### Your instructions
Print nothing but the lines from the start of the listing below through the line that contains "import React from". Do not include the pictures.

-- Dataset extract start --

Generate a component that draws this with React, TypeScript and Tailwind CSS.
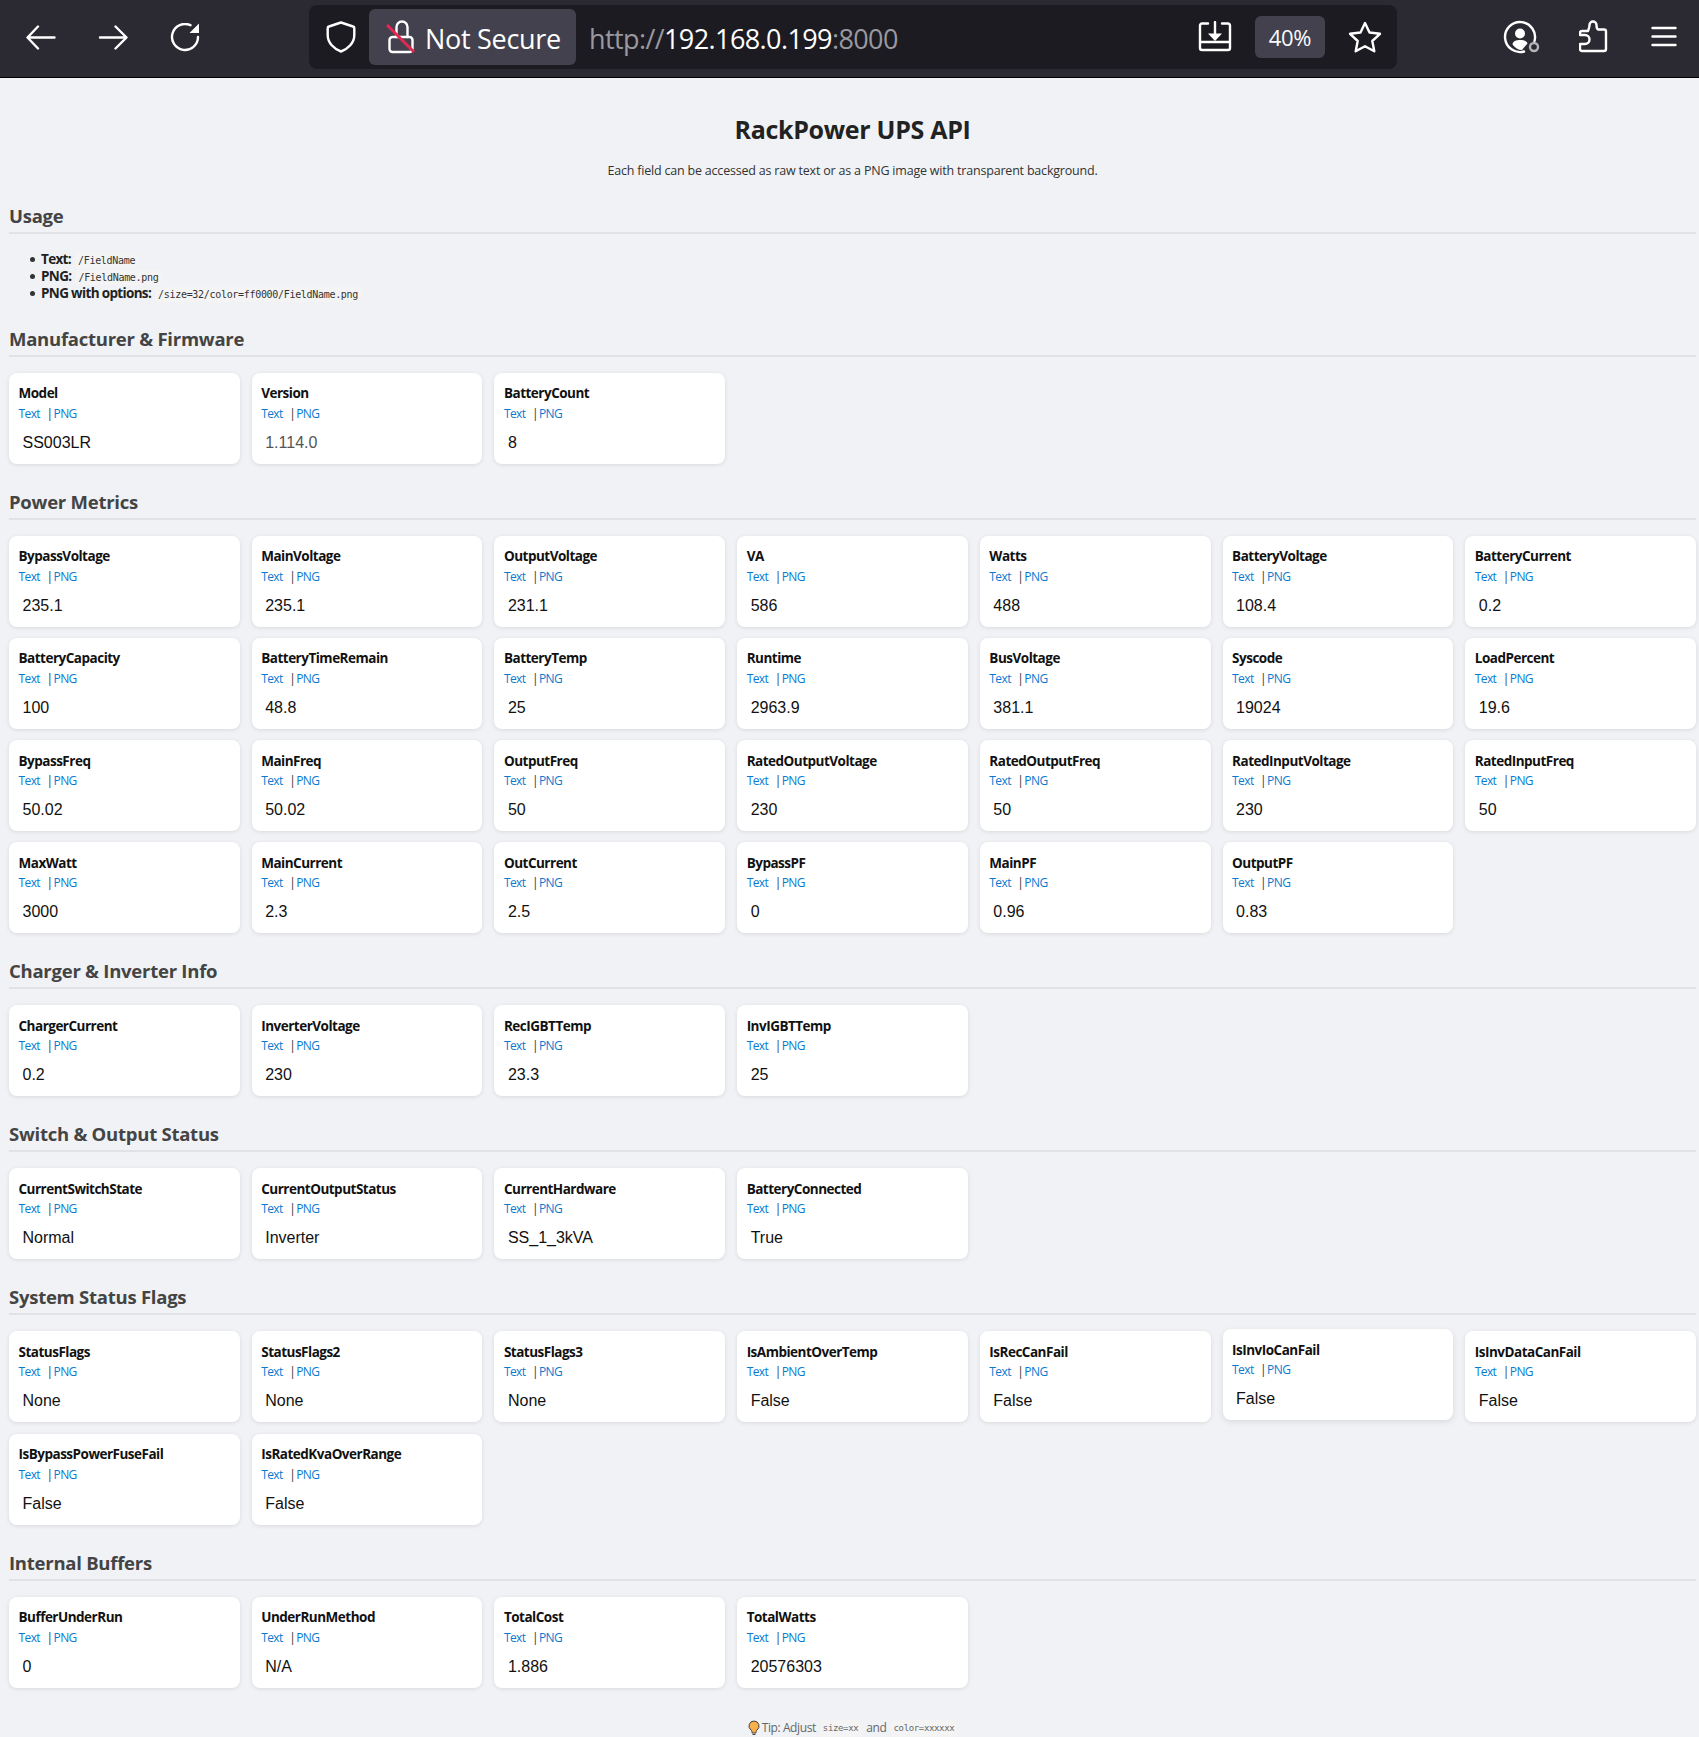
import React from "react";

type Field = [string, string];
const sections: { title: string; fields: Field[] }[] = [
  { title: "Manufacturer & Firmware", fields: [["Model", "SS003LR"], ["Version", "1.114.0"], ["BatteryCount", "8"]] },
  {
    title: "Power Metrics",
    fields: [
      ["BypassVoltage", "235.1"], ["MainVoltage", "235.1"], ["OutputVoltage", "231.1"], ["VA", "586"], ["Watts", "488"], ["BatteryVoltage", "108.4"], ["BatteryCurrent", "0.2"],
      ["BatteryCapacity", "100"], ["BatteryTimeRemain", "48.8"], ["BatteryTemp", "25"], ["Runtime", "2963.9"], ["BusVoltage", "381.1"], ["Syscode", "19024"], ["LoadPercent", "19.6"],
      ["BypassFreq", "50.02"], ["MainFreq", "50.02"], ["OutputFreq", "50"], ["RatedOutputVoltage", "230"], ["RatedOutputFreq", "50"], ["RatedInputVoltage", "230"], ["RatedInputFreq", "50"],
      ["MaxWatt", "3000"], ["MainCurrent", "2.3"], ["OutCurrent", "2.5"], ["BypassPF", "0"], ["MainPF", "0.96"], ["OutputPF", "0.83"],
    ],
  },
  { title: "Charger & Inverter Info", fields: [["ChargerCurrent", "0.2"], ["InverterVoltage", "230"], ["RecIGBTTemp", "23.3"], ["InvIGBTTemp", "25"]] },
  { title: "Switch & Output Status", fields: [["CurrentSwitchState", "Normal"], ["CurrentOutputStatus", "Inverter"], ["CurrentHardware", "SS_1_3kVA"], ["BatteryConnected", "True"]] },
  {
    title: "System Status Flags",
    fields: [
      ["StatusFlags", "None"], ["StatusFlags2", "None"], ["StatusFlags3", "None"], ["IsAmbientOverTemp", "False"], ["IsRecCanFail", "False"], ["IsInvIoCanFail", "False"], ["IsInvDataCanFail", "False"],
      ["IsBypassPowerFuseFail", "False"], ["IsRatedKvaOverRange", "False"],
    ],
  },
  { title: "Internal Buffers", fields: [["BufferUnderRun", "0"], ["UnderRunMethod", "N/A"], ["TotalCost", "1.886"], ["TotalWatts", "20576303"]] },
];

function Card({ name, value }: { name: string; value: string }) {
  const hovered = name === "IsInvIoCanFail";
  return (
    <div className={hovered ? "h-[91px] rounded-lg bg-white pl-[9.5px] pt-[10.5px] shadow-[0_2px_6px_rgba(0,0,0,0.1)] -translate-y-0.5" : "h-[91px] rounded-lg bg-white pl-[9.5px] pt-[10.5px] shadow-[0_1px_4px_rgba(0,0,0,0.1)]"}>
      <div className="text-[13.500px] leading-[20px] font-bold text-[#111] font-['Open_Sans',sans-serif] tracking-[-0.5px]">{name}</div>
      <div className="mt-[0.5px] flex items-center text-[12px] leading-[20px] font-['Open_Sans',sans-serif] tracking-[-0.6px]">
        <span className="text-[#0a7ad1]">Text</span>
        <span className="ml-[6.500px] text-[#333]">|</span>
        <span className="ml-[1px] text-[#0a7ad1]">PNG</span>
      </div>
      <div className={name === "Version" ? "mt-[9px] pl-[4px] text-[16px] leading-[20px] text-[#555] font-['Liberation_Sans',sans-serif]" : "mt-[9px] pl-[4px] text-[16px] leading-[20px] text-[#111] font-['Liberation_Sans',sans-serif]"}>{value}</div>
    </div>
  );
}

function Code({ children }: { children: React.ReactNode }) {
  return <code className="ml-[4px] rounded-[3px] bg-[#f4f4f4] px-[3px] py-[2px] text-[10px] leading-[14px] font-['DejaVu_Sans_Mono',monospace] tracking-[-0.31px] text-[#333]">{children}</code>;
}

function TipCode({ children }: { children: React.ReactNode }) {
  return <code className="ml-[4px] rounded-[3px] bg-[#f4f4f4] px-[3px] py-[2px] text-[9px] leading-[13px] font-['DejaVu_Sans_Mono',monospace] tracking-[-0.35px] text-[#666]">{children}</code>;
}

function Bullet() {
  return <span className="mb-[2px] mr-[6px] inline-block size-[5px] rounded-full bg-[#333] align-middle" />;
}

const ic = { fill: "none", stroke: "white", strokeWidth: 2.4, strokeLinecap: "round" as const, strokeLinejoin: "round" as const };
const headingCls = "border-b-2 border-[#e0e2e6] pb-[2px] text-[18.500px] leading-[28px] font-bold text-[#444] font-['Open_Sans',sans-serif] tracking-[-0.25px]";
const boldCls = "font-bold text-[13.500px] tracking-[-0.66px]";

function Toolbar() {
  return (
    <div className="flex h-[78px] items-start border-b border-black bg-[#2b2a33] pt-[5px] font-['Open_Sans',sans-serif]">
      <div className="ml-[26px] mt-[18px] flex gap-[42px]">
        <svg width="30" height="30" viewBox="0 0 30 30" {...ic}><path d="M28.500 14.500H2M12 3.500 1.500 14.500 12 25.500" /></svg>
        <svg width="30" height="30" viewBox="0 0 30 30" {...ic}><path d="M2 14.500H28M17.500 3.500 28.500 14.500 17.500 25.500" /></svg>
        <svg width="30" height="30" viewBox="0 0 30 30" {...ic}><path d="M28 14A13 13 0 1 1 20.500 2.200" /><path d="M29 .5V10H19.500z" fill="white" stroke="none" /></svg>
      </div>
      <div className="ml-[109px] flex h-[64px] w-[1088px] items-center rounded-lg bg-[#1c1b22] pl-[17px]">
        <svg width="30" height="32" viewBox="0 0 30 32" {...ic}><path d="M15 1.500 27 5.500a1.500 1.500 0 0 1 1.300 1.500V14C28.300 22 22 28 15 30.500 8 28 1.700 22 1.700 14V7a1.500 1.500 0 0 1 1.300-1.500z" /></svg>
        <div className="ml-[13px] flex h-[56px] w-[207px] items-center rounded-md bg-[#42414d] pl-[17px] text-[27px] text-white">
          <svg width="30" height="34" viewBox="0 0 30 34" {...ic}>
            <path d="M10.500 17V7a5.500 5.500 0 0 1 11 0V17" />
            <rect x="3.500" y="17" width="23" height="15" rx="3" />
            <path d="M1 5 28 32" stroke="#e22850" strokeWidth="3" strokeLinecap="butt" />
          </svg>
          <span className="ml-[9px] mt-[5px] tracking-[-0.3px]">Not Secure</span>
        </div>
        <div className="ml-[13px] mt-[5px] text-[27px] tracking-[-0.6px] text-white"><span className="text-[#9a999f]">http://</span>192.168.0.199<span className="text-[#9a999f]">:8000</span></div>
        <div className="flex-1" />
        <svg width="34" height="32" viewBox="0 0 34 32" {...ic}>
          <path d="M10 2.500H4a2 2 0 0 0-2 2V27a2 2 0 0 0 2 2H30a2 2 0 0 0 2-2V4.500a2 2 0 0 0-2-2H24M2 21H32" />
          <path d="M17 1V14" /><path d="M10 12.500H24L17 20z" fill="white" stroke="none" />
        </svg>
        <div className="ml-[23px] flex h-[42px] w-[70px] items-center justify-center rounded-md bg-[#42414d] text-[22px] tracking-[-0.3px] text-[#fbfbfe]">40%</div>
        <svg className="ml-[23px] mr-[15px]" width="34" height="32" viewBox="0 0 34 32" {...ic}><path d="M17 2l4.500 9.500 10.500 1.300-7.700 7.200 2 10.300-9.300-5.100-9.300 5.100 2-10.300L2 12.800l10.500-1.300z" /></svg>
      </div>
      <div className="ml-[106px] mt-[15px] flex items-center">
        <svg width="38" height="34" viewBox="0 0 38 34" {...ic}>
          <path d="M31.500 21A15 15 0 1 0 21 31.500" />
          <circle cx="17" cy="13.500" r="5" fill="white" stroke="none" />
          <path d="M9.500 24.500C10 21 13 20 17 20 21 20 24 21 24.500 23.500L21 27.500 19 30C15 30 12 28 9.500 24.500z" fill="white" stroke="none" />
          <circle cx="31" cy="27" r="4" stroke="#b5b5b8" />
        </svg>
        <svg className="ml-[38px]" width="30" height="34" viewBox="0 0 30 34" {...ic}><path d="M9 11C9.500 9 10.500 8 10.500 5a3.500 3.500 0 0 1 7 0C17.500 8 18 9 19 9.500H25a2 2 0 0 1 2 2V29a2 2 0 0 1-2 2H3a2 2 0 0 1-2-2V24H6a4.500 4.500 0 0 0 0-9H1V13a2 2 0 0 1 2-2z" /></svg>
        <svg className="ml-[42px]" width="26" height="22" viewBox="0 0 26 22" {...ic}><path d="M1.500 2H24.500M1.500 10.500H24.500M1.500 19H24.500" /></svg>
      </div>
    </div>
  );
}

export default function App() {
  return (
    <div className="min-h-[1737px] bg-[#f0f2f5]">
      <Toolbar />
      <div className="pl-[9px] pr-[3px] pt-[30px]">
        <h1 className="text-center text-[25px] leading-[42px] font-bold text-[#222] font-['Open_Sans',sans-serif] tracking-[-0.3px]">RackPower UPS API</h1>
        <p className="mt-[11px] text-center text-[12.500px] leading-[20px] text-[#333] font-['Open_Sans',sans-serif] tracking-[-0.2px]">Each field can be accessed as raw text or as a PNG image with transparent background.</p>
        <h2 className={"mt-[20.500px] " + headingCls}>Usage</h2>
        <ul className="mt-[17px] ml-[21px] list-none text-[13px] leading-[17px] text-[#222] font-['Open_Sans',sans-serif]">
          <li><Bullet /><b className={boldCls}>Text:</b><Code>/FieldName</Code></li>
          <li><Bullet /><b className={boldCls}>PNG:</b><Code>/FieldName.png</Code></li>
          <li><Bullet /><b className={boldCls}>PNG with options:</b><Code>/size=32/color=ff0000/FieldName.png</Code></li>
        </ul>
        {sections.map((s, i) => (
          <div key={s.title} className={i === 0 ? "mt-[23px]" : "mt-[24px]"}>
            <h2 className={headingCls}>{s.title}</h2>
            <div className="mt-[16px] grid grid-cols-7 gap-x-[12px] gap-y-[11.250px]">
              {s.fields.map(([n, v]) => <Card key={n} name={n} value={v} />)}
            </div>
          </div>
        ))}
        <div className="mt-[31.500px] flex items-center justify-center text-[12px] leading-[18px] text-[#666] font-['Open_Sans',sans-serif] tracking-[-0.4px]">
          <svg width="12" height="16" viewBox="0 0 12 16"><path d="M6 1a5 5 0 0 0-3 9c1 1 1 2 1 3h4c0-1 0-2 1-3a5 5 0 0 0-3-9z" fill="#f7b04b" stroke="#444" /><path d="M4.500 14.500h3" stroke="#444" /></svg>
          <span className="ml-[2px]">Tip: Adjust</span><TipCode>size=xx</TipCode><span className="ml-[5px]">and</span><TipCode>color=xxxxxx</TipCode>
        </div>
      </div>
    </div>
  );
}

-- Dataset extract end --

### Result of the exercise
Generate a component that draws this with React, TypeScript and Tailwind CSS.
import React from "react";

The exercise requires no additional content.